### EXERCISE INSTRUCTIONS
Omit the pictures, then write out every entry exactly as it reads.

### DATASET RECORDS
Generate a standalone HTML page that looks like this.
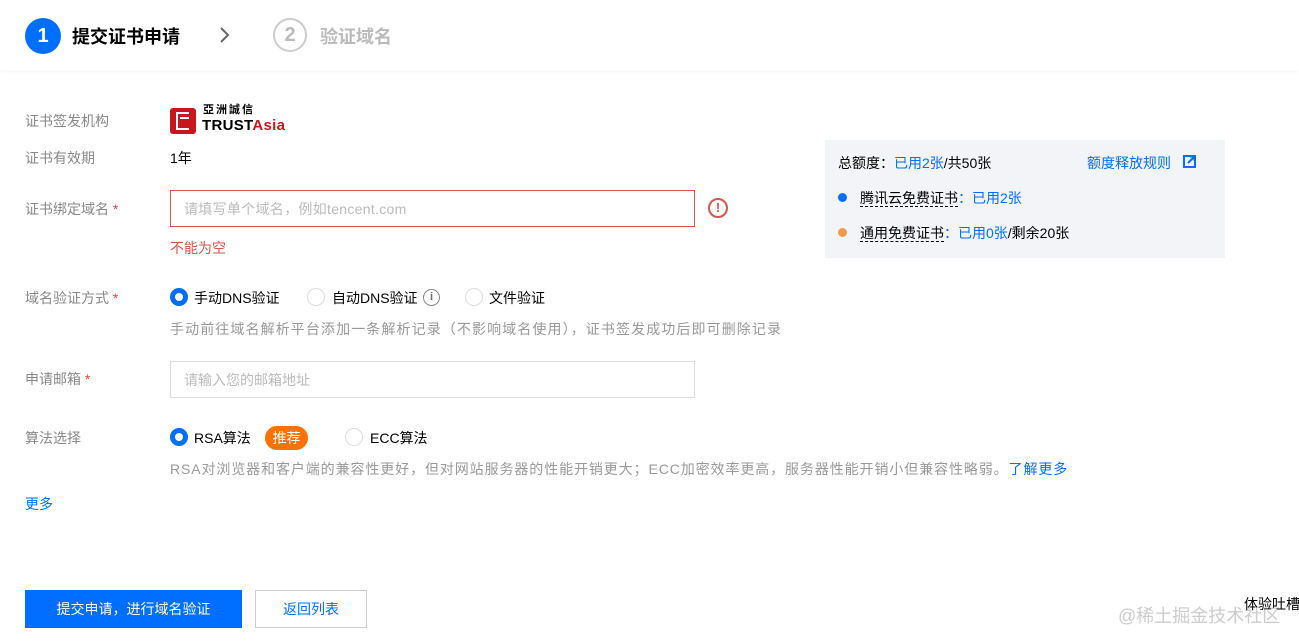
<!DOCTYPE html>
<html><head><meta charset="utf-8"><style>
*{margin:0;padding:0;box-sizing:border-box}
body{width:1299px;height:643px;background:#fff;font-family:"Liberation Sans","Noto Sans CJK SC",sans-serif;font-size:14px;color:#000;position:relative;overflow:hidden}
.a{position:absolute;white-space:nowrap}
.lbl{color:#888;font-size:14px}
.req{color:#e54545}
.hint{color:#999;font-size:14px}
.blue{color:#006eff}
.radio{position:absolute;width:18px;height:18px;border-radius:50%;border:1px solid #ddd;background:#fff}
.radio.on{border:5px solid #006eff}
</style></head><body>
<div class="a" style="left:0;top:0;width:1299px;height:70px;box-shadow:0 2px 4px rgba(0,0,0,.03)"></div>
<div class="a" style="left:25px;top:18px;width:36px;height:36px;border-radius:50%;background:#006eff;color:#fff;font-size:20px;font-weight:bold;text-align:center;line-height:36px">1</div>
<div class="a" style="left:72px;top:23px;font-size:18px;font-weight:bold;color:#000">提交证书申请</div>
<svg class="a" style="left:218px;top:26px" width="14" height="18"><path d="M3 2l7 7-7 7" fill="none" stroke="#666" stroke-width="2"/></svg>
<div class="a" style="left:273px;top:18px;width:34px;height:34px;border-radius:50%;border:2px solid #ccc;color:#bbb;font-size:20px;font-weight:bold;text-align:center;line-height:30px">2</div>
<div class="a" style="left:320px;top:23px;font-size:18px;font-weight:bold;color:#bbb">验证域名</div>

<div class="a lbl" style="left:25px;top:111px">证书签发机构</div>
<div class="a" style="left:170px;top:108px;width:26px;height:26px;background:#c8161e;border-radius:3px"></div>
<div class="a" style="left:176px;top:112px;width:13px;height:18px;border:2px solid #fff;border-right:none"></div>
<div class="a" style="left:180px;top:117px;width:9px;height:2px;background:#fff"></div>
<div class="a" style="left:203px;top:103px;font-size:11px;line-height:14px;font-weight:bold;letter-spacing:2px">亞洲誠信</div>
<div class="a" style="left:202px;top:118px;font-size:15px;line-height:16px;font-weight:bold;letter-spacing:0.3px">TRUST<span style="color:#c8161e">Asia</span></div>
<div class="a lbl" style="left:25px;top:148px">证书有效期</div>
<div class="a" style="left:170px;top:148px">1年</div>

<div class="a lbl" style="left:25px;top:199px">证书绑定域名 <span class="req">*</span></div>
<div class="a" style="left:170px;top:190px;width:525px;height:37px;border:1px solid #d9534f"></div>
<div class="a" style="left:184px;top:199px;color:#bbb;letter-spacing:0.3px">请填写单个域名，例如tencent.com</div>
<div class="a" style="left:708px;top:198px;width:20px;height:20px;border-radius:50%;border:2px solid #d9534f;color:#d9534f;text-align:center;font-weight:bold;font-size:13px;line-height:16px">!</div>
<div class="a" style="left:170px;top:238px;color:#d9534f">不能为空</div>

<div class="a lbl" style="left:25px;top:288px">域名验证方式 <span class="req">*</span></div>
<div class="radio on" style="left:170px;top:288px"></div>
<div class="a" style="left:194px;top:288px">手动DNS验证</div>
<div class="radio" style="left:307px;top:288px"></div>
<div class="a" style="left:332px;top:288px">自动DNS验证</div>
<div class="a" style="left:423px;top:289px;width:17px;height:17px;border-radius:50%;border:1.5px solid #888;color:#666;font-size:11px;text-align:center;line-height:14px;font-weight:bold">i</div>
<div class="radio" style="left:465px;top:288px"></div>
<div class="a" style="left:489px;top:288px">文件验证</div>
<div class="a hint" style="left:170px;top:319px;letter-spacing:1.1px">手动前往域名解析平台添加一条解析记录（不影响域名使用），证书签发成功后即可删除记录</div>

<div class="a lbl" style="left:25px;top:369px">申请邮箱 <span class="req">*</span></div>
<div class="a" style="left:170px;top:361px;width:525px;height:37px;border:1px solid #ddd"></div>
<div class="a" style="left:184px;top:370px;color:#bbb">请输入您的邮箱地址</div>

<div class="a lbl" style="left:25px;top:428px">算法选择</div>
<div class="radio on" style="left:170px;top:428px"></div>
<div class="a" style="left:194px;top:428px">RSA算法</div>
<div class="a" style="left:265px;top:426px;width:43px;height:24px;border-radius:12px;background:#ff7200;color:#fff;text-align:center;line-height:24px">推荐</div>
<div class="radio" style="left:345px;top:428px"></div>
<div class="a" style="left:370px;top:428px">ECC算法</div>
<div class="a hint" style="left:170px;top:459px;letter-spacing:0.9px">RSA对浏览器和客户端的兼容性更好，但对网站服务器的性能开销更大；ECC加密效率更高，服务器性能开销小但兼容性略弱。<span class="blue">了解更多</span></div>
<div class="a blue" style="left:25px;top:494px">更多</div>

<div class="a" style="left:825px;top:140px;width:400px;height:118px;background:#f3f4f7"></div>
<div class="a" style="left:838px;top:153px">总额度：<span class="blue">已用2张</span>/共50张</div>
<div class="a blue" style="left:1087px;top:153px">额度释放规则</div>
<svg class="a" style="left:1183px;top:155px" width="13" height="13"><rect x="1" y="1" width="11" height="11" fill="none" stroke="#006eff" stroke-width="2"/><path d="M5 8l6-6M7 1.5h4.5V6" stroke="#006eff" stroke-width="2" fill="none"/></svg>
<div class="a" style="left:838px;top:193px;width:9px;height:9px;border-radius:50%;background:#006eff"></div>
<div class="a" style="left:860px;top:188px"><span style="border-bottom:1px dashed #000">腾讯云免费证书</span><span class="blue">：已用2张</span></div>
<div class="a" style="left:838px;top:228px;width:9px;height:9px;border-radius:50%;background:#ef9a4a"></div>
<div class="a" style="left:860px;top:223px"><span style="border-bottom:1px dashed #000">通用免费证书</span><span class="blue">：已用0张</span>/剩余20张</div>

<div class="a" style="left:25px;top:590px;width:217px;height:38px;background:#006eff;color:#fff;text-align:center;line-height:38px">提交申请，进行域名验证</div>
<div class="a" style="left:255px;top:590px;width:112px;height:38px;border:1px solid #ccc;color:#006eff;text-align:center;line-height:36px">返回列表</div>
<div class="a" style="left:1118px;top:602px;font-size:18px;color:#ccc">@稀土掘金技术社区</div>
<div class="a" style="left:1244px;top:594px;font-size:14px">体验吐槽</div>
</body></html>
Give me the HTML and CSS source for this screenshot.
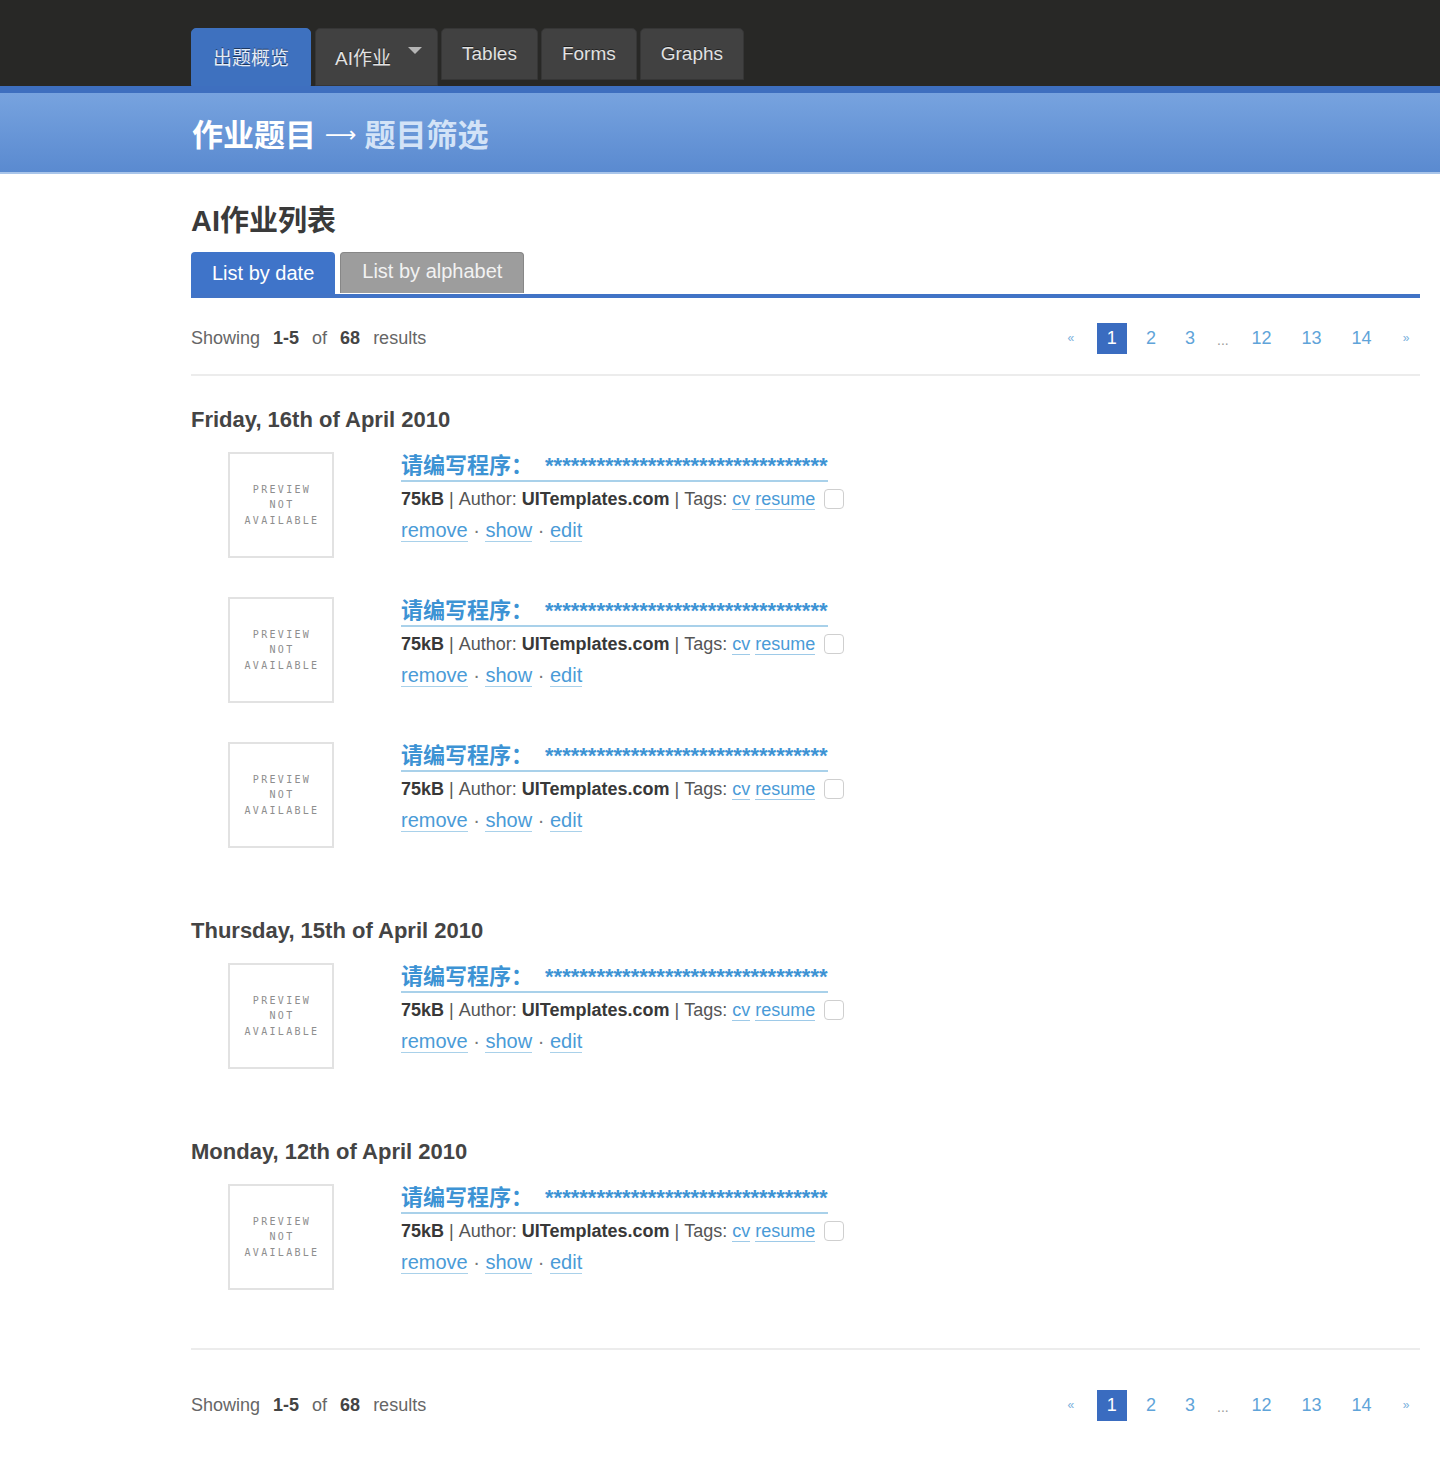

### FINISHED TASK
Generate a standalone HTML page that looks like this.
<!DOCTYPE html>
<html><head><meta charset="utf-8"><style>
*{margin:0;padding:0;box-sizing:border-box}
body{width:1299px;height:643px;background:#fff;font-family:"Liberation Sans","Noto Sans CJK SC",sans-serif;font-size:14px;color:#000;position:relative;overflow:hidden}
.a{position:absolute;white-space:nowrap}
.lbl{color:#888;font-size:14px}
.req{color:#e54545}
.hint{color:#999;font-size:14px}
.blue{color:#006eff}
.radio{position:absolute;width:18px;height:18px;border-radius:50%;border:1px solid #ddd;background:#fff}
.radio.on{border:5px solid #006eff}
</style></head><body>
<div class="a" style="left:0;top:0;width:1299px;height:70px;box-shadow:0 2px 4px rgba(0,0,0,.03)"></div>
<div class="a" style="left:25px;top:18px;width:36px;height:36px;border-radius:50%;background:#006eff;color:#fff;font-size:20px;font-weight:bold;text-align:center;line-height:36px">1</div>
<div class="a" style="left:72px;top:23px;font-size:18px;font-weight:bold;color:#000">提交证书申请</div>
<svg class="a" style="left:218px;top:26px" width="14" height="18"><path d="M3 2l7 7-7 7" fill="none" stroke="#666" stroke-width="2"/></svg>
<div class="a" style="left:273px;top:18px;width:34px;height:34px;border-radius:50%;border:2px solid #ccc;color:#bbb;font-size:20px;font-weight:bold;text-align:center;line-height:30px">2</div>
<div class="a" style="left:320px;top:23px;font-size:18px;font-weight:bold;color:#bbb">验证域名</div>

<div class="a lbl" style="left:25px;top:111px">证书签发机构</div>
<div class="a" style="left:170px;top:108px;width:26px;height:26px;background:#c8161e;border-radius:3px"></div>
<div class="a" style="left:176px;top:112px;width:13px;height:18px;border:2px solid #fff;border-right:none"></div>
<div class="a" style="left:180px;top:117px;width:9px;height:2px;background:#fff"></div>
<div class="a" style="left:203px;top:103px;font-size:11px;line-height:14px;font-weight:bold;letter-spacing:2px">亞洲誠信</div>
<div class="a" style="left:202px;top:118px;font-size:15px;line-height:16px;font-weight:bold;letter-spacing:0.3px">TRUST<span style="color:#c8161e">Asia</span></div>
<div class="a lbl" style="left:25px;top:148px">证书有效期</div>
<div class="a" style="left:170px;top:148px">1年</div>

<div class="a lbl" style="left:25px;top:199px">证书绑定域名 <span class="req">*</span></div>
<div class="a" style="left:170px;top:190px;width:525px;height:37px;border:1px solid #d9534f"></div>
<div class="a" style="left:184px;top:199px;color:#bbb;letter-spacing:0.3px">请填写单个域名，例如tencent.com</div>
<div class="a" style="left:708px;top:198px;width:20px;height:20px;border-radius:50%;border:2px solid #d9534f;color:#d9534f;text-align:center;font-weight:bold;font-size:13px;line-height:16px">!</div>
<div class="a" style="left:170px;top:238px;color:#d9534f">不能为空</div>

<div class="a lbl" style="left:25px;top:288px">域名验证方式 <span class="req">*</span></div>
<div class="radio on" style="left:170px;top:288px"></div>
<div class="a" style="left:194px;top:288px">手动DNS验证</div>
<div class="radio" style="left:307px;top:288px"></div>
<div class="a" style="left:332px;top:288px">自动DNS验证</div>
<div class="a" style="left:423px;top:289px;width:17px;height:17px;border-radius:50%;border:1.5px solid #888;color:#666;font-size:11px;text-align:center;line-height:14px;font-weight:bold">i</div>
<div class="radio" style="left:465px;top:288px"></div>
<div class="a" style="left:489px;top:288px">文件验证</div>
<div class="a hint" style="left:170px;top:319px;letter-spacing:1.1px">手动前往域名解析平台添加一条解析记录（不影响域名使用），证书签发成功后即可删除记录</div>

<div class="a lbl" style="left:25px;top:369px">申请邮箱 <span class="req">*</span></div>
<div class="a" style="left:170px;top:361px;width:525px;height:37px;border:1px solid #ddd"></div>
<div class="a" style="left:184px;top:370px;color:#bbb">请输入您的邮箱地址</div>

<div class="a lbl" style="left:25px;top:428px">算法选择</div>
<div class="radio on" style="left:170px;top:428px"></div>
<div class="a" style="left:194px;top:428px">RSA算法</div>
<div class="a" style="left:265px;top:426px;width:43px;height:24px;border-radius:12px;background:#ff7200;color:#fff;text-align:center;line-height:24px">推荐</div>
<div class="radio" style="left:345px;top:428px"></div>
<div class="a" style="left:370px;top:428px">ECC算法</div>
<div class="a hint" style="left:170px;top:459px;letter-spacing:0.9px">RSA对浏览器和客户端的兼容性更好，但对网站服务器的性能开销更大；ECC加密效率更高，服务器性能开销小但兼容性略弱。<span class="blue">了解更多</span></div>
<div class="a blue" style="left:25px;top:494px">更多</div>

<div class="a" style="left:825px;top:140px;width:400px;height:118px;background:#f3f4f7"></div>
<div class="a" style="left:838px;top:153px">总额度：<span class="blue">已用2张</span>/共50张</div>
<div class="a blue" style="left:1087px;top:153px">额度释放规则</div>
<svg class="a" style="left:1183px;top:155px" width="13" height="13"><rect x="1" y="1" width="11" height="11" fill="none" stroke="#006eff" stroke-width="2"/><path d="M5 8l6-6M7 1.5h4.5V6" stroke="#006eff" stroke-width="2" fill="none"/></svg>
<div class="a" style="left:838px;top:193px;width:9px;height:9px;border-radius:50%;background:#006eff"></div>
<div class="a" style="left:860px;top:188px"><span style="border-bottom:1px dashed #000">腾讯云免费证书</span><span class="blue">：已用2张</span></div>
<div class="a" style="left:838px;top:228px;width:9px;height:9px;border-radius:50%;background:#ef9a4a"></div>
<div class="a" style="left:860px;top:223px"><span style="border-bottom:1px dashed #000">通用免费证书</span><span class="blue">：已用0张</span>/剩余20张</div>

<div class="a" style="left:25px;top:590px;width:217px;height:38px;background:#006eff;color:#fff;text-align:center;line-height:38px">提交申请，进行域名验证</div>
<div class="a" style="left:255px;top:590px;width:112px;height:38px;border:1px solid #ccc;color:#006eff;text-align:center;line-height:36px">返回列表</div>
<div class="a" style="left:1118px;top:602px;font-size:18px;color:#ccc">@稀土掘金技术社区</div>
<div class="a" style="left:1244px;top:594px;font-size:14px">体验吐槽</div>
</body></html>
Give me the HTML and CSS source for this screenshot.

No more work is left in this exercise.